Exercise task:
Say how many lines in the data below contain the word "screenshot", and give no other text.

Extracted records
────────────────────

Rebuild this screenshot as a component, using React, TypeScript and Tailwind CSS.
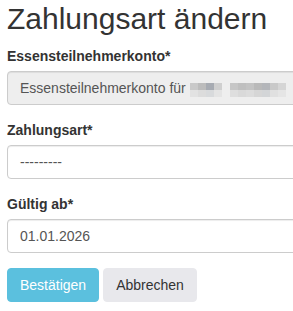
import React from 'react';

const topRow1 = ['#c9c9c9', '#bcbcbc', '#a7abb2', '#cfcfcf'];
const bottomRow1 = ['#e2e2e2', '#dcdcdc', '#d8dadc', '#e4e4e4'];
const topRow2 = ['#c6c6c6', '#bfbfbf', '#c3c3c3', '#b9b9b9', '#b4b6ba', '#c9c9c9', '#d5d5d5'];
const bottomRow2 = ['#dedede', '#d9d9d9', '#dcdcdc', '#d6d6d6', '#d3d5d7', '#e0e0e0', '#e5e5e5'];

// blurred name, drawn as a small pixel mosaic
const Mosaic: React.FC<{ top: string[]; bottom: string[] }> = ({ top, bottom }) => (
  <div className="flex flex-col">
    <div className="flex">
      {top.map((c, i) => (
        <span key={i} className="block w-[8px] h-[7px]" style={{ backgroundColor: c }} />
      ))}
    </div>
    <div className="flex">
      {bottom.map((c, i) => (
        <span key={i} className="block w-[8px] h-[7px]" style={{ backgroundColor: c }} />
      ))}
    </div>
  </div>
);

const inputBase =
  'w-[330px] h-[34px] px-3 flex items-center border border-[#ccc] rounded-[4px] shadow-[inset_0_1px_1px_rgba(0,0,0,0.075)] text-[14px] text-[#555]';

const App: React.FC = () => {
  return (
    <div className="min-h-screen overflow-hidden bg-white px-[7px] pt-[2px] font-['Liberation_Sans',Arial,sans-serif] text-[14px] leading-5 text-[#333]">
      <h1 className="text-[30px] leading-[33px] font-normal mb-[11px] whitespace-nowrap">Zahlungsart ändern</h1>

      <div className="mb-[15px]">
        <label className="block font-bold mb-[5px]">Essensteilnehmerkonto*</label>
        <div className={`${inputBase} bg-[#eee]`}>
          <span className="whitespace-nowrap">Essensteilnehmerkonto für</span>
          <div className="flex gap-[8px] ml-[4px] mt-[3px]">
            <Mosaic top={topRow1} bottom={bottomRow1} />
            <Mosaic top={topRow2} bottom={bottomRow2} />
          </div>
        </div>
      </div>

      <div className="mb-[15px]">
        <label className="block font-bold mb-[5px]">Zahlungsart*</label>
        <div className={`${inputBase} bg-white`}>
          <span>---------</span>
        </div>
      </div>

      <div className="mb-[15px]">
        <label className="block font-bold mb-[5px]">Gültig ab*</label>
        <div className={`${inputBase} bg-white`}>
          <span>01.01.2026</span>
        </div>
      </div>

      <div className="flex gap-[4px]">
        <button
          type="button"
          className="h-[34px] px-3 rounded-[4px] border border-[#5bc0de] bg-[#5bc0de] text-white text-[14px]"
        >
          Bestätigen
        </button>
        <button
          type="button"
          className="h-[34px] px-3 rounded-[4px] border border-[#e8e8ec] bg-[#e8e8ec] text-[#333] text-[14px]"
        >
          Abbrechen
        </button>
      </div>
    </div>
  );
};

export default App;
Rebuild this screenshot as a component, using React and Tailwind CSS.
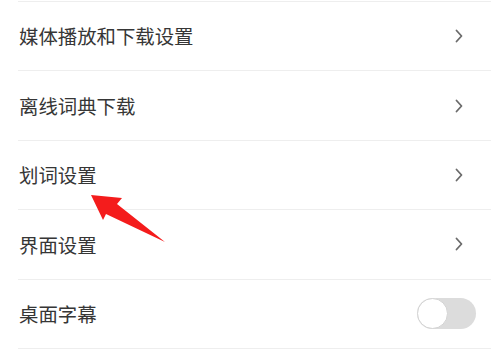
const rows = [
  { label: '媒体播放和下载设置', kind: 'link' },
  { label: '离线词典下载', kind: 'link' },
  { label: '划词设置', kind: 'link' },
  { label: '界面设置', kind: 'link' },
  { label: '桌面字幕', kind: 'toggle' },
]

function Chevron() {
  return (
    <svg width="8" height="14" viewBox="0 0 8 14" className="mr-[13px]">
      <path d="M1.5 1.5 L6.5 7 L1.5 12.5" fill="none" stroke="#6b6b6b" strokeWidth="1.8" strokeLinecap="round" strokeLinejoin="round" />
    </svg>
  )
}

function Toggle() {
  return (
    <div className="relative w-[59px] h-[31px] rounded-full bg-[#dcdcdc]">
      <div className="absolute left-0 top-0 w-[31px] h-[31px] rounded-full bg-white border border-[#d4d4d4]" />
    </div>
  )
}

export default function App() {
  return (
    <div className="relative w-[499px] h-[357px] bg-white overflow-hidden" style={{ fontFamily: '"Noto Sans CJK SC", "Noto Sans", sans-serif' }}>
      <div className="mt-px ml-[18px] mr-[8px] border-b border-[#eeeeee]">
        {rows.map((r) => (
          <div key={r.label} className="h-[69.4px] border-t border-[#eeeeee] flex items-center justify-between pl-[1px] pr-[15px]">
            <span className="text-[19.4px] leading-none text-[#363636]">{r.label}</span>
            {r.kind === 'link' ? <Chevron /> : <Toggle />}
          </div>
        ))}
      </div>

      {/* annotation arrow */}
      <svg className="absolute left-0 top-0 pointer-events-none" width="499" height="357" viewBox="0 0 499 357">
        <polygon points="91,195 122,198 117,204 165,242 106,214 103,220" fill="#f41c1c" />
      </svg>
    </div>
  )
}
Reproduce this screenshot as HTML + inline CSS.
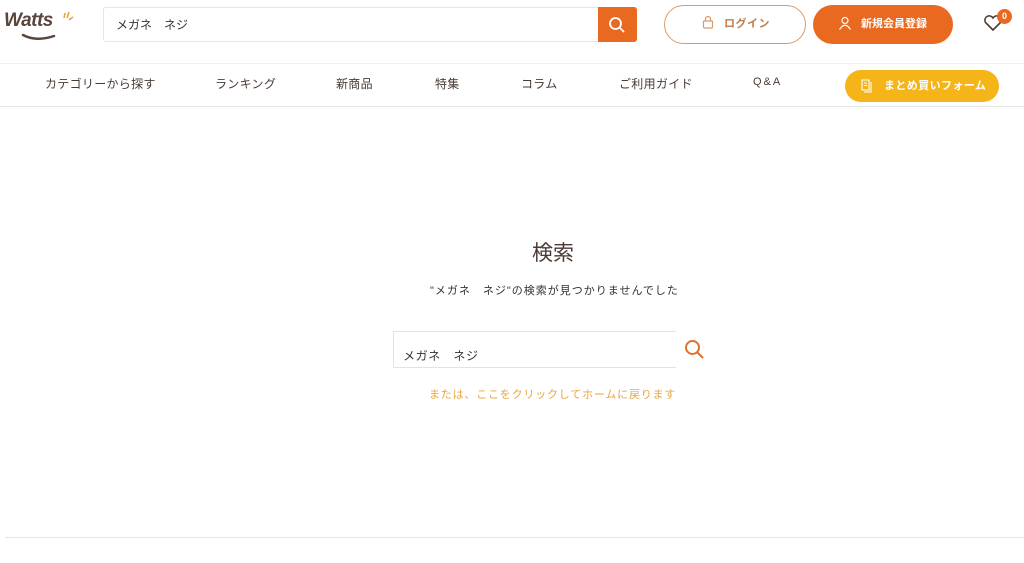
<!DOCTYPE html>
<html><head><meta charset="utf-8"><style>
*{margin:0;padding:0;box-sizing:border-box}
body{width:1024px;height:563px;background:#fff;font-family:"Liberation Sans","Noto Sans CJK JP",sans-serif;color:#4a3a33;position:relative;overflow:hidden}
.a{position:absolute}
</style></head><body>
<div class="a" style="left:4px;top:8px;width:70px;height:32px">
<div class="a" style="left:0;top:2px;font-size:19px;font-weight:bold;color:#5a463c;font-style:italic;letter-spacing:-0.5px">Watts</div>
<svg class="a" style="left:0;top:0" width="70" height="32"><path d="M19 27 Q32 34 50 28" stroke="#5a463c" stroke-width="2.5" fill="none" stroke-linecap="round"/><path d="M61 5 L60 10 M65 4 L63 10 M69 9 L65 12" stroke="#e8a03a" stroke-width="1.5"/></svg>
</div>
<div class="a" style="left:103px;top:7px;width:534px;height:35px;border:1px solid #e6e6e6;border-radius:3px"></div>
<div class="a" style="left:116px;top:16px;font-size:12px;color:#333">メガネ　ネジ</div>
<div class="a" style="left:598px;top:7px;width:39px;height:35px;background:#e8691f;border-radius:0 3px 3px 0"></div>
<svg class="a" style="left:608px;top:16px" width="18" height="18"><circle cx="7.5" cy="7.5" r="5.5" stroke="#fff" stroke-width="1.8" fill="none"/><path d="M11.5 11.5 L16 16" stroke="#fff" stroke-width="1.8"/></svg>
<div class="a" style="left:664px;top:5px;width:142px;height:39px;border:1px solid #d99a6c;border-radius:20px"></div>
<svg class="a" style="left:702px;top:15px" width="12" height="14"><rect x="1.5" y="6" width="9" height="7" rx="1" fill="none" stroke="#d99a6c" stroke-width="1.2"/><path d="M3.5 6 V4 a2.5 2.5 0 0 1 5 0 V6" fill="none" stroke="#d99a6c" stroke-width="1.2"/></svg>
<div class="a" style="left:724px;top:15px;font-size:11px;font-weight:bold;color:#c07c4c;letter-spacing:0.5px">ログイン</div>
<div class="a" style="left:813px;top:5px;width:140px;height:39px;background:#e8691f;border-radius:20px"></div>
<svg class="a" style="left:838px;top:16px" width="14" height="14"><circle cx="7" cy="4.5" r="3" fill="none" stroke="#fff" stroke-width="1.2"/><path d="M1.5 13.5 Q7 5 12.5 13.5" fill="none" stroke="#fff" stroke-width="1.2"/></svg>
<div class="a" style="left:861px;top:15px;font-size:11px;font-weight:bold;color:#fff">新規会員登録</div>
<svg class="a" style="left:983px;top:14px" width="20" height="18"><path d="M10 16 L2.5 8.5 A4 4 0 0 1 10 4 A4 4 0 0 1 17.5 8.5 Z" fill="none" stroke="#4a3a33" stroke-width="1.6"/></svg>
<div class="a" style="left:997px;top:9px;width:15px;height:15px;border-radius:50%;background:#e8691f;color:#fff;font-size:9px;font-weight:bold;text-align:center;line-height:15px">0</div>
<div class="a" style="left:0;top:63px;width:1024px;height:1px;background:#eee"></div>
<div class="a" style="left:0;top:106px;width:1024px;height:1px;background:#e6e6e6"></div>
<div class="a" style="top:75px;left:0;width:1024px;font-size:12px;color:#4a3a33;letter-spacing:0.3px">
<span class="a" style="left:45px">カテゴリーから探す</span>
<span class="a" style="left:215px">ランキング</span>
<span class="a" style="left:336px">新商品</span>
<span class="a" style="left:435px">特集</span>
<span class="a" style="left:521px">コラム</span>
<span class="a" style="left:619px">ご利用ガイド</span>
<span class="a" style="left:753px;top:1px;font-size:11px;letter-spacing:2px">Q&amp;A</span>
</div>
<div class="a" style="left:845px;top:70px;width:154px;height:32px;background:#f5b417;border-radius:16px"></div>
<svg class="a" style="left:860px;top:78px" width="14" height="15"><path d="M2 2 H9 V12 H2 Z M4 5 H7 M4 7.5 H7 M11 4 V14 H4" fill="none" stroke="#fff" stroke-width="1.1"/></svg>
<div class="a" style="left:884px;top:77px;font-size:11px;font-weight:bold;color:#fff;letter-spacing:0.4px">まとめ買いフォーム</div>
<div class="a" style="left:0;top:237px;width:1106px;text-align:center;font-size:21px;color:#4a3a33">検索</div>
<div class="a" style="left:430px;top:282px;font-size:11px;color:#333;letter-spacing:1px">"メガネ　ネジ"の検索が見つかりませんでした</div>
<div class="a" style="left:393px;top:331px;width:283px;height:37px;border:1px solid #e3e3e3;border-right:none"></div>
<div class="a" style="left:403px;top:347px;font-size:12px;color:#333;letter-spacing:0.6px">メガネ　ネジ</div>
<svg class="a" style="left:684px;top:339px" width="22" height="22"><circle cx="8.5" cy="8.5" r="6.5" stroke="#e0712b" stroke-width="2" fill="none"/><path d="M13.5 13.5 L19 19" stroke="#e0712b" stroke-width="2"/></svg>
<div class="a" style="left:429px;top:386px;font-size:11px;color:#eba63a;letter-spacing:0.8px">または、ここをクリックしてホームに戻ります</div>
<div class="a" style="left:5px;top:537px;width:1019px;height:1px;background:#e6e6e6"></div>
</body></html>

────────────────────

Result of the exercise:
3